## REQUIRED WORK
Repeat the lines below exactly as they appear, but leave out the images.

___ GIVEN DATA

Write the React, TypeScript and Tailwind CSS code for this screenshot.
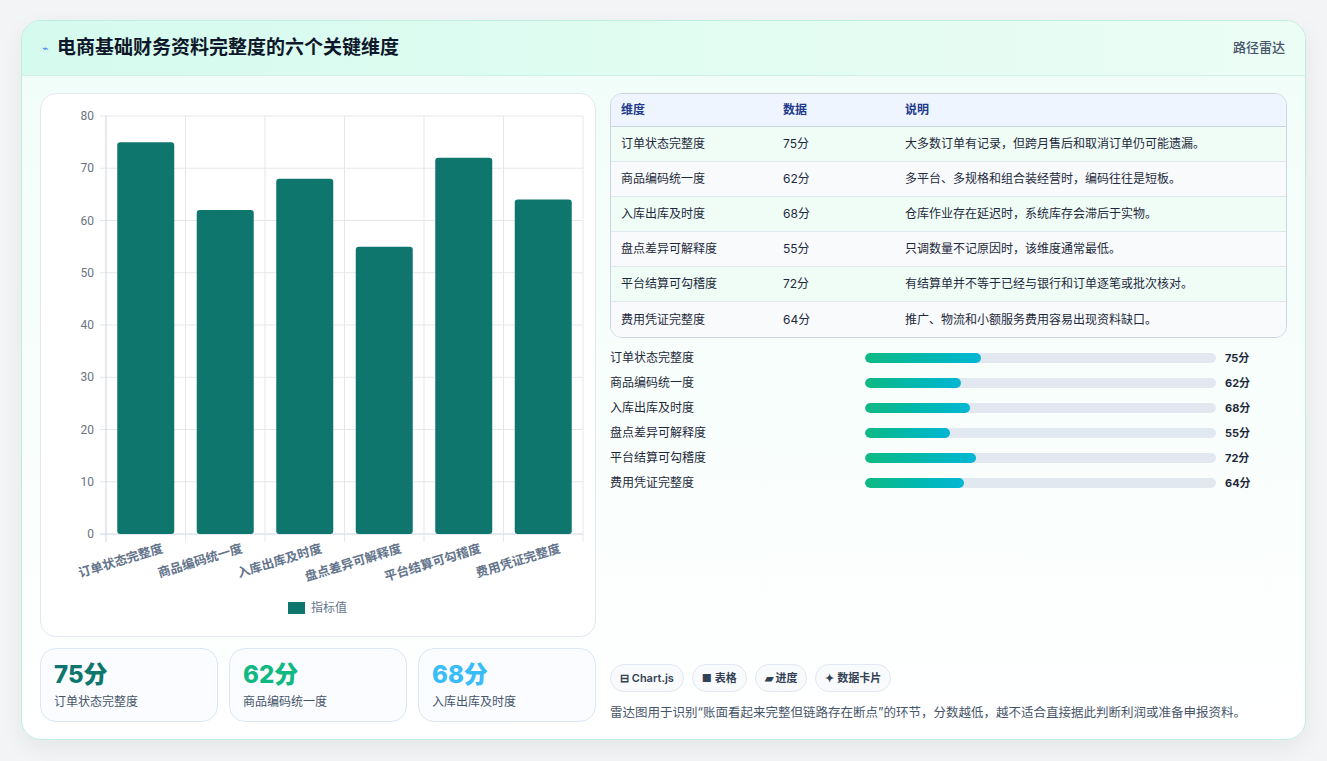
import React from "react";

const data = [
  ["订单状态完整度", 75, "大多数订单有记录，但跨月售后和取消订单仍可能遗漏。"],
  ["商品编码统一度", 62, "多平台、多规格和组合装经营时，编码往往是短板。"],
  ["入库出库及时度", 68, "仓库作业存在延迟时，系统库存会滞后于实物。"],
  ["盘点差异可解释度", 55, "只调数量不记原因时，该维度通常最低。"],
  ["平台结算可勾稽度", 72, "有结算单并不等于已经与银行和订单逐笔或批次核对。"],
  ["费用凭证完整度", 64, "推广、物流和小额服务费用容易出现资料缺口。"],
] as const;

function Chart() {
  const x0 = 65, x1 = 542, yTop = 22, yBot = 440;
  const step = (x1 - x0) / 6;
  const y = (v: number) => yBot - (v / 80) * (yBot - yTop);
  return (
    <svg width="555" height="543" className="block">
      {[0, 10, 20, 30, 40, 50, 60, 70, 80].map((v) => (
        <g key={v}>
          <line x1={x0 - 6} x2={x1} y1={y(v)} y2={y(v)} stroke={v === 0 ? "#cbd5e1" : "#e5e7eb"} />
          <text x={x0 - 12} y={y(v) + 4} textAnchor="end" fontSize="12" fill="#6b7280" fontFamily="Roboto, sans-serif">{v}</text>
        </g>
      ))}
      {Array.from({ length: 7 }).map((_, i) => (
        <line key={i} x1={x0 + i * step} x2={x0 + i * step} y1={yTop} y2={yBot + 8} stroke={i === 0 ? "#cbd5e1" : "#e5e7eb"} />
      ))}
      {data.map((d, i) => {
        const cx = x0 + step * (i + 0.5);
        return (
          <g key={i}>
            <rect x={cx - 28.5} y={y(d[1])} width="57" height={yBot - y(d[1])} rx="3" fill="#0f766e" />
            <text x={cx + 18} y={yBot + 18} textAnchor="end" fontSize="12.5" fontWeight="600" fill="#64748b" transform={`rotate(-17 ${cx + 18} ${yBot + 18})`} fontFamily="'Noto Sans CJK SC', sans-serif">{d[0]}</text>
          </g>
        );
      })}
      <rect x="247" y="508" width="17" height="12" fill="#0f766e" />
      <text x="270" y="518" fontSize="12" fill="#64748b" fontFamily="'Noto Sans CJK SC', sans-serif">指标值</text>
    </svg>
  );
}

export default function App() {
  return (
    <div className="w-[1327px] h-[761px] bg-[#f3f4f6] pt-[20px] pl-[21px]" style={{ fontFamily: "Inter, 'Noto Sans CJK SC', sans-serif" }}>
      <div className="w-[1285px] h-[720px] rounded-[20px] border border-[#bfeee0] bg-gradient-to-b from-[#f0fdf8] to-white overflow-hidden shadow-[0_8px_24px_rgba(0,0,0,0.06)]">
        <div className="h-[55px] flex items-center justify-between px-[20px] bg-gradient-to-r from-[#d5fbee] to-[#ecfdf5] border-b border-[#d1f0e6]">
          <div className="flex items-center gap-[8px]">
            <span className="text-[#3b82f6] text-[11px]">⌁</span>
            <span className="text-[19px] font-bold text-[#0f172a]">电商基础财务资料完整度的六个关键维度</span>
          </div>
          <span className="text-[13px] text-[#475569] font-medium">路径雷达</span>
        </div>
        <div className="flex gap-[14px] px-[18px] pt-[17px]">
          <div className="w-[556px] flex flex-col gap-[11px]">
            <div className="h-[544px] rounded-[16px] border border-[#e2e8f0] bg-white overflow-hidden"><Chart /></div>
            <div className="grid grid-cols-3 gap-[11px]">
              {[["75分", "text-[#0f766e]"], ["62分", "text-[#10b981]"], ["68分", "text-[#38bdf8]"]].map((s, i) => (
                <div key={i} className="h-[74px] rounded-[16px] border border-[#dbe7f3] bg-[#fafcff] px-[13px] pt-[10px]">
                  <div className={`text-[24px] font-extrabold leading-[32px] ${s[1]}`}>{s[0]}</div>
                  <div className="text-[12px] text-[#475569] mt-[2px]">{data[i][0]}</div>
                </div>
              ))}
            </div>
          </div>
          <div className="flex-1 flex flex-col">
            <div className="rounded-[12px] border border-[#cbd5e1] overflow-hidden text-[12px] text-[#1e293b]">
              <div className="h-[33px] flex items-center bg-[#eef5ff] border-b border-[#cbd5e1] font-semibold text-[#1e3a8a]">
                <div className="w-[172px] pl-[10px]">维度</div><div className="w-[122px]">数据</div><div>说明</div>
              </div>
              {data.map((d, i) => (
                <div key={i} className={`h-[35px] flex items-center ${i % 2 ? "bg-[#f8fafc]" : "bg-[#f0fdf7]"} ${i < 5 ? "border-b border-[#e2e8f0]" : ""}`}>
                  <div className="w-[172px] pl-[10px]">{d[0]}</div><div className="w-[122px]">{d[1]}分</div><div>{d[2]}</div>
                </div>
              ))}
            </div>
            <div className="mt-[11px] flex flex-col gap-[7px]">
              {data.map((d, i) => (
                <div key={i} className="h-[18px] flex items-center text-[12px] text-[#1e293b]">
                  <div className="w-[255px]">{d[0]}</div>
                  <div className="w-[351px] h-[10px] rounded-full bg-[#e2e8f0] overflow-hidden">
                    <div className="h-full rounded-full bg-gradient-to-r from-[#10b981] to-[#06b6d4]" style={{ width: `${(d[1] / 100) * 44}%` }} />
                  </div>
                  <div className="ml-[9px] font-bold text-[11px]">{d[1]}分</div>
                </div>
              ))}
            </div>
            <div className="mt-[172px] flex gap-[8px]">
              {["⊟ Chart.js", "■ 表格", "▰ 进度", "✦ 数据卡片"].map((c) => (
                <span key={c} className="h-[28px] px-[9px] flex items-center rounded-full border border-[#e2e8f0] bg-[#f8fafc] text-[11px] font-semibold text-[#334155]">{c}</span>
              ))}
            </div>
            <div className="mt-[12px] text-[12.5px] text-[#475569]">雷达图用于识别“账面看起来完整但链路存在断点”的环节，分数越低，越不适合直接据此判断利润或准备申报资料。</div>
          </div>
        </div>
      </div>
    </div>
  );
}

______

## TASK OUTPUT
Write the React, TypeScript and Tailwind CSS code for this screenshot.
import React from "react";

const data = [
  ["订单状态完整度", 75, "大多数订单有记录，但跨月售后和取消订单仍可能遗漏。"],
  ["商品编码统一度", 62, "多平台、多规格和组合装经营时，编码往往是短板。"],
  ["入库出库及时度", 68, "仓库作业存在延迟时，系统库存会滞后于实物。"],
  ["盘点差异可解释度", 55, "只调数量不记原因时，该维度通常最低。"],
  ["平台结算可勾稽度", 72, "有结算单并不等于已经与银行和订单逐笔或批次核对。"],
  ["费用凭证完整度", 64, "推广、物流和小额服务费用容易出现资料缺口。"],
] as const;

function Chart() {
  const x0 = 65, x1 = 542, yTop = 22, yBot = 440;
  const step = (x1 - x0) / 6;
  const y = (v: number) => yBot - (v / 80) * (yBot - yTop);
  return (
    <svg width="555" height="543" className="block">
      {[0, 10, 20, 30, 40, 50, 60, 70, 80].map((v) => (
        <g key={v}>
          <line x1={x0 - 6} x2={x1} y1={y(v)} y2={y(v)} stroke={v === 0 ? "#cbd5e1" : "#e5e7eb"} />
          <text x={x0 - 12} y={y(v) + 4} textAnchor="end" fontSize="12" fill="#6b7280" fontFamily="Roboto, sans-serif">{v}</text>
        </g>
      ))}
      {Array.from({ length: 7 }).map((_, i) => (
        <line key={i} x1={x0 + i * step} x2={x0 + i * step} y1={yTop} y2={yBot + 8} stroke={i === 0 ? "#cbd5e1" : "#e5e7eb"} />
      ))}
      {data.map((d, i) => {
        const cx = x0 + step * (i + 0.5);
        return (
          <g key={i}>
            <rect x={cx - 28.5} y={y(d[1])} width="57" height={yBot - y(d[1])} rx="3" fill="#0f766e" />
            <text x={cx + 18} y={yBot + 18} textAnchor="end" fontSize="12.5" fontWeight="600" fill="#64748b" transform={`rotate(-17 ${cx + 18} ${yBot + 18})`} fontFamily="'Noto Sans CJK SC', sans-serif">{d[0]}</text>
          </g>
        );
      })}
      <rect x="247" y="508" width="17" height="12" fill="#0f766e" />
      <text x="270" y="518" fontSize="12" fill="#64748b" fontFamily="'Noto Sans CJK SC', sans-serif">指标值</text>
    </svg>
  );
}

export default function App() {
  return (
    <div className="w-[1327px] h-[761px] bg-[#f3f4f6] pt-[20px] pl-[21px]" style={{ fontFamily: "Inter, 'Noto Sans CJK SC', sans-serif" }}>
      <div className="w-[1285px] h-[720px] rounded-[20px] border border-[#bfeee0] bg-gradient-to-b from-[#f0fdf8] to-white overflow-hidden shadow-[0_8px_24px_rgba(0,0,0,0.06)]">
        <div className="h-[55px] flex items-center justify-between px-[20px] bg-gradient-to-r from-[#d5fbee] to-[#ecfdf5] border-b border-[#d1f0e6]">
          <div className="flex items-center gap-[8px]">
            <span className="text-[#3b82f6] text-[11px]">⌁</span>
            <span className="text-[19px] font-bold text-[#0f172a]">电商基础财务资料完整度的六个关键维度</span>
          </div>
          <span className="text-[13px] text-[#475569] font-medium">路径雷达</span>
        </div>
        <div className="flex gap-[14px] px-[18px] pt-[17px]">
          <div className="w-[556px] flex flex-col gap-[11px]">
            <div className="h-[544px] rounded-[16px] border border-[#e2e8f0] bg-white overflow-hidden"><Chart /></div>
            <div className="grid grid-cols-3 gap-[11px]">
              {[["75分", "text-[#0f766e]"], ["62分", "text-[#10b981]"], ["68分", "text-[#38bdf8]"]].map((s, i) => (
                <div key={i} className="h-[74px] rounded-[16px] border border-[#dbe7f3] bg-[#fafcff] px-[13px] pt-[10px]">
                  <div className={`text-[24px] font-extrabold leading-[32px] ${s[1]}`}>{s[0]}</div>
                  <div className="text-[12px] text-[#475569] mt-[2px]">{data[i][0]}</div>
                </div>
              ))}
            </div>
          </div>
          <div className="flex-1 flex flex-col">
            <div className="rounded-[12px] border border-[#cbd5e1] overflow-hidden text-[12px] text-[#1e293b]">
              <div className="h-[33px] flex items-center bg-[#eef5ff] border-b border-[#cbd5e1] font-semibold text-[#1e3a8a]">
                <div className="w-[172px] pl-[10px]">维度</div><div className="w-[122px]">数据</div><div>说明</div>
              </div>
              {data.map((d, i) => (
                <div key={i} className={`h-[35px] flex items-center ${i % 2 ? "bg-[#f8fafc]" : "bg-[#f0fdf7]"} ${i < 5 ? "border-b border-[#e2e8f0]" : ""}`}>
                  <div className="w-[172px] pl-[10px]">{d[0]}</div><div className="w-[122px]">{d[1]}分</div><div>{d[2]}</div>
                </div>
              ))}
            </div>
            <div className="mt-[11px] flex flex-col gap-[7px]">
              {data.map((d, i) => (
                <div key={i} className="h-[18px] flex items-center text-[12px] text-[#1e293b]">
                  <div className="w-[255px]">{d[0]}</div>
                  <div className="w-[351px] h-[10px] rounded-full bg-[#e2e8f0] overflow-hidden">
                    <div className="h-full rounded-full bg-gradient-to-r from-[#10b981] to-[#06b6d4]" style={{ width: `${(d[1] / 100) * 44}%` }} />
                  </div>
                  <div className="ml-[9px] font-bold text-[11px]">{d[1]}分</div>
                </div>
              ))}
            </div>
            <div className="mt-[172px] flex gap-[8px]">
              {["⊟ Chart.js", "■ 表格", "▰ 进度", "✦ 数据卡片"].map((c) => (
                <span key={c} className="h-[28px] px-[9px] flex items-center rounded-full border border-[#e2e8f0] bg-[#f8fafc] text-[11px] font-semibold text-[#334155]">{c}</span>
              ))}
            </div>
            <div className="mt-[12px] text-[12.5px] text-[#475569]">雷达图用于识别“账面看起来完整但链路存在断点”的环节，分数越低，越不适合直接据此判断利润或准备申报资料。</div>
          </div>
        </div>
      </div>
    </div>
  );
}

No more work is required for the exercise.